FP8 (8-bit Floating Point)
-
Structure (2 variants):
- E4M3: 1 sign bit, 4 exponent bits, 3 mantissa bits (8 bits total).
- E5M2: 1 sign bit, 5 exponent bits, 2 mantissa bits (8 bits total).
-
Precision/Range (2 variants):
- E4M3: Higher precision (3 mantissa bits) but limited dynamic range.
- E5M2: Lower precision (2 mantissa bits) but wider dynamic range (similar to FP16).
-
Use Cases:
- Ultra-low-precision AI inference (e.g., edge devices, microcontrollers).
- Quantization for memory-bound layers in neural networks (weights/activations).
- Energy-efficient hardware (e.g., NVIDIA Hopper GPUs, Intel AMX).
- Standards: Emerging format; proposed in IEEE 754-2019 extensions. Vendor-specific implementations (NVIDIA, Intel, ARM).
FP8 bridges the gap between floating-point and integer quantization (e.g., INT8) while maintaining some dynamic range flexibility.
Key Comparisons
- Precision: FP64 > FP32 > TF32 ≈ BFLOAT16 > FP16 > FP8 (E4M3) > FP8 (E5M2).

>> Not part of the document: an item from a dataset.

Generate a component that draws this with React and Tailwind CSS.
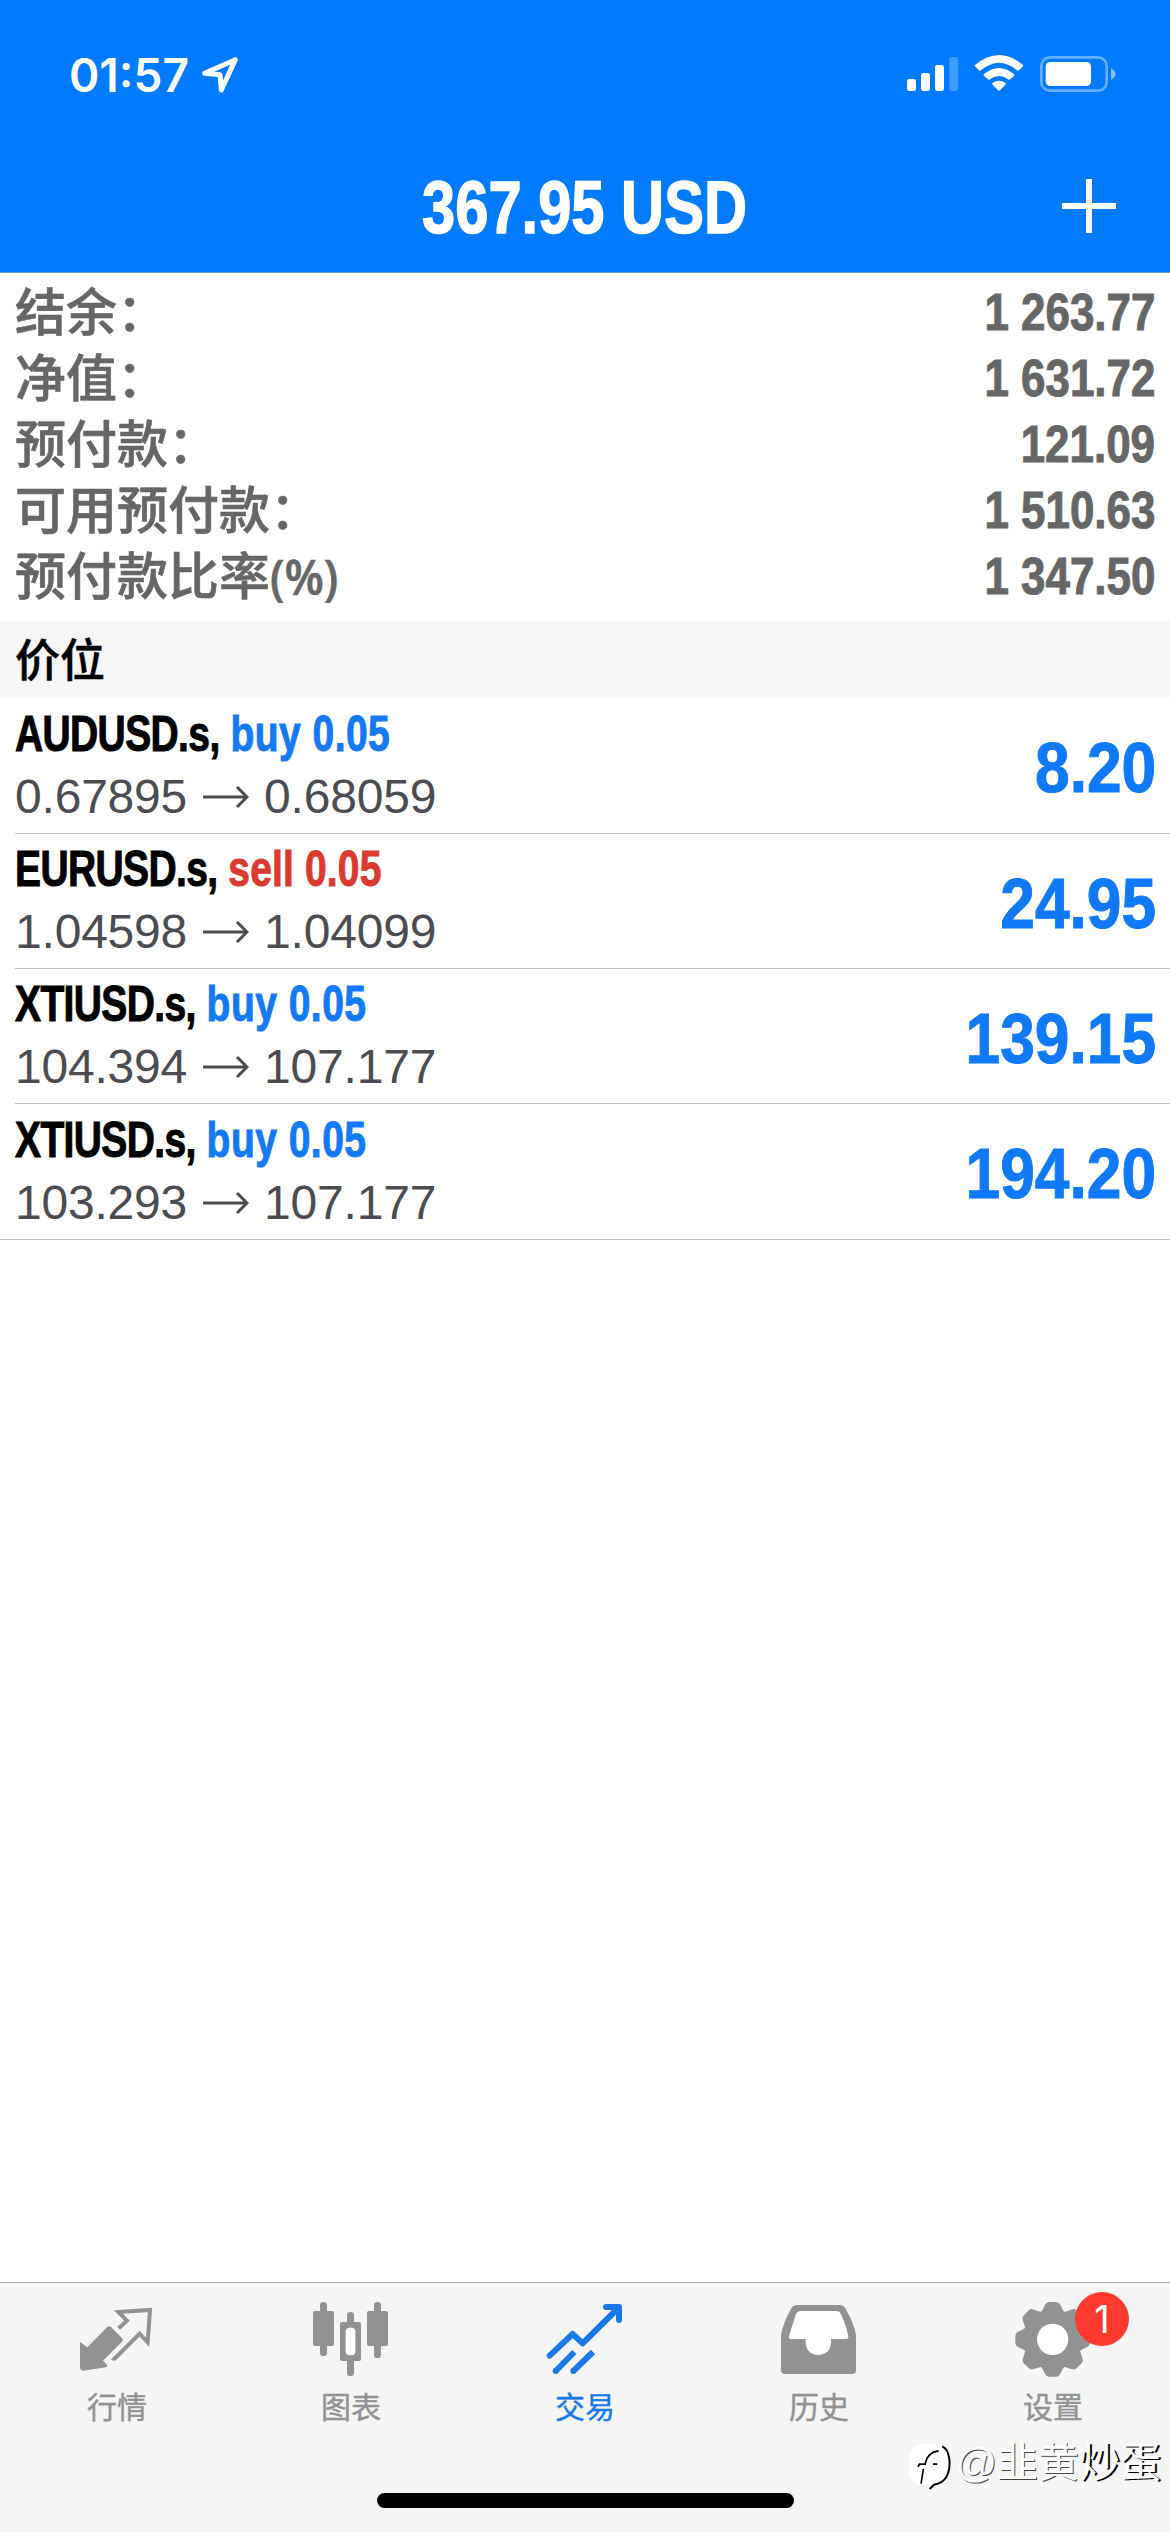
const summary = [
  { label: "结余：", value: "1 263.77" },
  { label: "净值：", value: "1 631.72" },
  { label: "预付款：", value: "121.09" },
  { label: "可用预付款：", value: "1 510.63" },
  { label: "预付款比率", unit: "(%)", value: "1 347.50" },
];

const positions = [
  { id: 1, symbol: "AUDUSD.s", side: "buy", volume: "0.05", open: "0.67895", current: "0.68059", profit: "8.20" },
  { id: 2, symbol: "EURUSD.s", side: "sell", volume: "0.05", open: "1.04598", current: "1.04099", profit: "24.95" },
  { id: 3, symbol: "XTIUSD.s", side: "buy", volume: "0.05", open: "104.394", current: "107.177", profit: "139.15" },
  { id: 4, symbol: "XTIUSD.s", side: "buy", volume: "0.05", open: "103.293", current: "107.177", profit: "194.20" },
];

function QuotesIcon() {
  return (
    <svg viewBox="216 81 270 270" className="w-[90px] h-[90px]" fill="none">
      <path
        d="M240 215 L262 232 L322 171 Q328 166 333 171 L366 204 Q371 210 366 215 L309 272 L322 285 Q323 291 318 292 L250 302 Q240 302 240 292 Z"
        fill="currentColor"
      />
      <path d="M356 175 L381 152 L355 126 L450 120 L443 217 L419 191 L346 264 Q342 268 337 264" stroke="currentColor" strokeWidth="12" />
    </svg>
  );
}

function ChartIcon() {
  return (
    <svg viewBox="918 81 270 270" className="w-[90px] h-[90px]" fill="currentColor">
      <rect x="939" y="123" width="63" height="105" rx="6" />
      <rect x="960" y="96" width="21" height="162" rx="10" />
      <rect x="1101" y="123" width="63" height="105" rx="6" />
      <rect x="1122" y="96" width="21" height="168" rx="10" />
      <rect x="1041" y="126" width="21" height="40" rx="10" />
      <rect x="1041" y="262" width="21" height="56" rx="10" />
      <rect x="1020" y="156" width="63" height="117" rx="6" />
      <rect x="1037" y="173" width="29" height="83" rx="12" fill="#fff" />
    </svg>
  );
}

function TradeIcon() {
  return (
    <svg viewBox="120 81 270 270" className="w-[90px] h-[90px]" fill="none" stroke="currentColor" strokeWidth="18">
      <path d="M149 257 L218 192 L248 220 L355 114" strokeLinecap="round" strokeLinejoin="round" />
      <path d="M318 111 H357 V150" strokeLinecap="round" strokeLinejoin="round" />
      <path d="M330 111 L357 138 V111 Z" fill="currentColor" stroke="none" />
      <circle cx="167" cy="303" r="9" fill="currentColor" stroke="none" />
      <circle cx="220" cy="303" r="9" fill="currentColor" stroke="none" />
      <path d="M167 303 L223 246" />
      <path d="M220 303 L279 246" />
    </svg>
  );
}

function HistoryIcon() {
  return (
    <svg viewBox="822 81 270 270" className="w-[90px] h-[90px]">
      <path
        d="M893 105 H1018 Q1030 105 1036 115 Q1062 160 1068 195 V300 Q1068 312 1056 312 H855 Q843 312 843 300 V195 Q849 160 874 115 Q880 105 893 105 Z"
        fill="currentColor"
      />
      <path
        d="M902 123 H1008 Q1018 123 1023 133 Q1038 165 1045 197 Q1046 207 1037 207 H993 V216 C993 240 977 255 955 255 C933 255 917 240 917 216 V207 H875 Q865 207 867 197 L887 135 Q891 123 902 123 Z"
        fill="#fff"
      />
    </svg>
  );
}

function SettingsIcon() {
  return (
    <svg viewBox="384 81 270 270" className="w-[90px] h-[90px]">
      <g fill="currentColor">
        <circle cx="518" cy="208" r="86" />
        {[0, 45, 90, 135, 180, 225, 270, 315].map((angle) => (
          <path
            key={angle}
            d="M478 132 C487 124 491 113 495 104 Q499 96 507 96 H529 Q537 96 541 104 C545 113 549 124 558 132 Z"
            transform={`rotate(${angle} 518 208)`}
          />
        ))}
      </g>
      <circle cx="518" cy="208" r="47" fill="#fff" />
    </svg>
  );
}

const tabs = [
  { label: "行情", icon: QuotesIcon },
  { label: "图表", icon: ChartIcon },
  { label: "交易", icon: TradeIcon, active: true },
  { label: "历史", icon: HistoryIcon },
  { label: "设置", icon: SettingsIcon, badge: 1 },
];

function StatusBar() {
  return (
    <div className="h-[150px] flex items-center justify-between pl-[69px] pr-[50px]">
      <div className="flex items-center gap-[11px]">
        <span className="font-[Inter,sans-serif] font-semibold text-[46px] leading-none">01:57</span>
        <svg viewBox="603 165 120 120" className="w-10 h-10" fill="none" stroke="#fff" strokeWidth="15" strokeLinejoin="round">
          <path d="M617 220 L709 179 L667 270 L663 224 Z" />
        </svg>
      </div>

      {/* Signal, wifi, battery */}
      <svg viewBox="120 90 660 135" className="w-[220px] h-[45px] -mt-[5px]" fill="#fff">
        <rect x="141" y="177" width="27" height="36" rx="7" />
        <rect x="183" y="159" width="27" height="54" rx="7" />
        <rect x="225" y="135" width="27" height="78" rx="7" />
        <rect x="268" y="111" width="27" height="102" rx="7" opacity="0.25" />
        <path d="M345 135 Q417 75 489 135 Q490 138 488 140 L477 151 Q474 153 471 151 Q417 106 363 151 Q360 153 357 151 L346 140 Q344 138 345 135 Z" />
        <path d="M372 162 Q417 126 462 162 Q465 165 462 168 L450 178 Q447 181 444 178 Q417 158 390 178 Q387 181 384 178 L372 168 Q369 165 372 162 Z" />
        <path d="M398 188 Q417 176 436 188 Q439 191 436 194 L421 210 Q417 214 413 210 L398 194 Q395 191 398 188 Z" />
        <rect x="544" y="112" width="196" height="100" rx="26" fill="none" stroke="#fff" strokeWidth="8" opacity="0.4" />
        <rect x="557" y="126" width="136" height="72" rx="14" />
        <path d="M753 145 Q767 152 767 162 Q767 172 753 179 Z" opacity="0.5" />
      </svg>
    </div>
  );
}

function Header() {
  return (
    <header className="h-[273px] bg-[#007aff] text-white border-b border-[#6a9fd0]">
      <StatusBar />
      <div className="h-[112px] grid grid-cols-[1fr_auto_1fr] items-center">
        <span />
        <h1 className="pt-1 font-bold text-[74px] leading-none origin-center scale-x-[0.806] [-webkit-text-stroke:1.5px_currentColor]">367.95 USD</h1>
        <svg viewBox="0 0 54 54" className="w-[54px] h-[54px] justify-self-end mr-[54px]" stroke="#fff" strokeWidth="6">
          <path d="M27 0 V54 M0 27 H54" />
        </svg>
      </div>
    </header>
  );
}

function Position({ item }) {
  return (
    <li className="h-[135px] first:h-[136px] last:h-[136px] ml-[15px] last:ml-0 last:pl-[15px] pr-[14px] flex items-center justify-between border-b border-[#c0c0c2]">
      <div>
        <div className="-mt-px mb-px font-bold text-[50px] leading-[62px] whitespace-nowrap origin-left scale-x-[0.78] [-webkit-text-stroke:1px_currentColor]">
          <span className="tracking-[-0.8px]">{item.symbol},</span>{" "}
          <span className={item.side === "buy" ? "text-[#1479f3] tracking-[0.6px]" : "text-[#d93b30] tracking-[0.2px]"}>
            {item.side} {item.volume}
          </span>
        </div>
        <div className="flex items-center text-[48px] leading-[62px] tracking-[-0.2px] text-[#4c4c50]">
          {item.open}
          <svg viewBox="0 0 46 22" className="w-[46px] h-[22px] ml-4 mr-[15px]" fill="none" stroke="currentColor" strokeWidth="3">
            <path d="M0 11 H44 M34 1 L44 11 L34 21" />
          </svg>
          {item.current}
        </div>
      </div>
      <span className="pt-[5px] font-bold text-[70px] leading-none text-[#1079f8] origin-right scale-x-[0.89] [-webkit-text-stroke:1px_currentColor]">{item.profit}</span>
    </li>
  );
}

function Watermark() {
  return (
    <div className="absolute right-[9px] bottom-[42px] flex items-center gap-[2px] text-white">
      <svg viewBox="80 525 135 145" className="w-[45px] h-[48px]" fill="none">
        <rect x="82" y="530" width="124" height="125" rx="42" fill="#fff" />
        <path d="M110 600 L114 592 H134 M119 651 L126 606 M132 590 Q138 556 172 552 M155 592 H168" stroke="#000" strokeWidth="5" />
        <path d="M183 538 C208 550 211 600 196 630 Q184 650 158 654 L145 667" stroke="#000" strokeWidth="6" />
      </svg>
      <span className="pb-[6px] text-[41px] leading-none [text-shadow:1px_1px_0_#444]">
        @韭黄<span className="[text-shadow:2px_1px_0_#000]">炒蛋</span>
      </span>
    </div>
  );
}

export default function App() {
  return (
    <div className="relative w-[1170px] h-[2532px] overflow-hidden bg-white flex flex-col font-['Liberation_Sans','Noto_Sans_CJK_SC',sans-serif]">
      <Header />

      {/* Account summary */}
      <dl className="h-[348px] pt-[6px] pl-[15px] pr-[15px] text-[#666]">
        {summary.map((row) => (
          <div key={row.label} className="h-[66px] flex items-center justify-between">
            <dt className="pt-[2px] font-medium text-[51px] leading-none whitespace-nowrap [-webkit-text-stroke:0.6px_currentColor]">
              {row.label}
              {row.unit && (
                <span className="inline-block font-['Open_Sans',sans-serif] font-semibold text-[49px] leading-none origin-left scale-x-[0.93]">{row.unit}</span>
              )}
            </dt>
            <dd className="font-bold text-[52px] leading-none origin-right scale-x-[0.845] [-webkit-text-stroke:1px_currentColor]">{row.value}</dd>
          </div>
        ))}
      </dl>

      <h2 className="h-[77px] flex items-center pl-[15px] pt-1 bg-[#f6f6f6] text-black font-medium text-[45px] leading-none [-webkit-text-stroke:0.5px_currentColor]">
        价位
      </h2>

      <ul>
        {positions.map((item) => (
          <Position key={item.id} item={item} />
        ))}
      </ul>

      <footer className="mt-auto h-[250px] bg-[#f5f5f5] border-t border-[#a9a9a9] flex flex-col items-center justify-between pb-6">
        <nav className="w-full grid grid-cols-5 pt-[14px]">
          {tabs.map(({ label, icon: Icon, badge, active }) => (
            <div key={label} className={`flex flex-col items-center gap-[6px] ${active ? "text-[#1a78e8]" : "text-[#929292]"}`}>
              <div className="relative">
                <Icon />
                {badge && (
                  <span className="absolute left-[67px] top-[-5px] w-[54px] h-[54px] rounded-full bg-[#ff3b30] text-white font-[Inter,sans-serif] text-[38px] flex items-center justify-center">
                    {badge}
                  </span>
                )}
              </div>
              <span className="text-[30px] leading-[30px] [-webkit-text-stroke:0.4px_currentColor]">{label}</span>
            </div>
          ))}
        </nav>
        <div className="w-[417px] h-[15px] rounded-full bg-black" />
      </footer>

      <Watermark />
    </div>
  );
}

- Dynamic Range: FP64 > FP32 ≈ BFLOAT16 ≈ TF32 > FP16 ≈ FP8 (E5M2) > FP8 (E4M3).
- Memory Footprint: FP64 > FP32 > TF32 (32-bit storage) > BFLOAT16 ≈ FP16.
Hierarchy
Format | Bits | Precision | Dynamic Range | Typical Use Case |
---|---|---|---|---|
FP64 | 64 | Extreme | Extreme | Scientific simulations |
FP32 | 32 | High | High | General ML training |
TF32 | 19 | Moderate | High | NVIDIA GPU matrix math |
BF16 | 16 | Moderate | High | DL training (TPUs/GPUs) |
FP16 | 16 | Moderate | Moderate | Inference, mixed-precision |
FP8 | 8 | Low | Variable | Edge AI, ultra-low-power chips |
Applications & Trade-offs
- Scientific Computing: FP64 for accuracy in simulations.
- General ML/Graphics: FP32 for balance.
- Edge Devices: FP16 for efficiency; BFLOAT16 for DL training with better range.
- Hardware-Specific: TF32 optimizes NVIDIA GPUs; BFLOAT16 for TPUs.
Considerations
- Hardware Support: Not all formats are universally supported (e.g., TF32 requires Ampere GPUs).
- Quantization: Techniques like INT8 reduce precision further for inference speed.
- Mixed-Precision Training: Combines FP16/FP32 or BFLOAT16/FP32 to maintain accuracy while improving speed.
Standards & Development
- IEEE Standards: FP64, FP32, FP16.
- IEEE 754: FP64, FP32, FP16 are standardized. FP8 is under active development.
- Vendor-Specific: BFLOAT16 (Google), TF32 (NVIDIA).
Summary
Choose a format based on the trade-offs between precision, range, memory, and computational efficiency. Lower precision (e.g., FP16, BFLOAT16) benefits AI and edge devices, while higher precision (FP64, FP32) remains vital for scientific and traditional computing.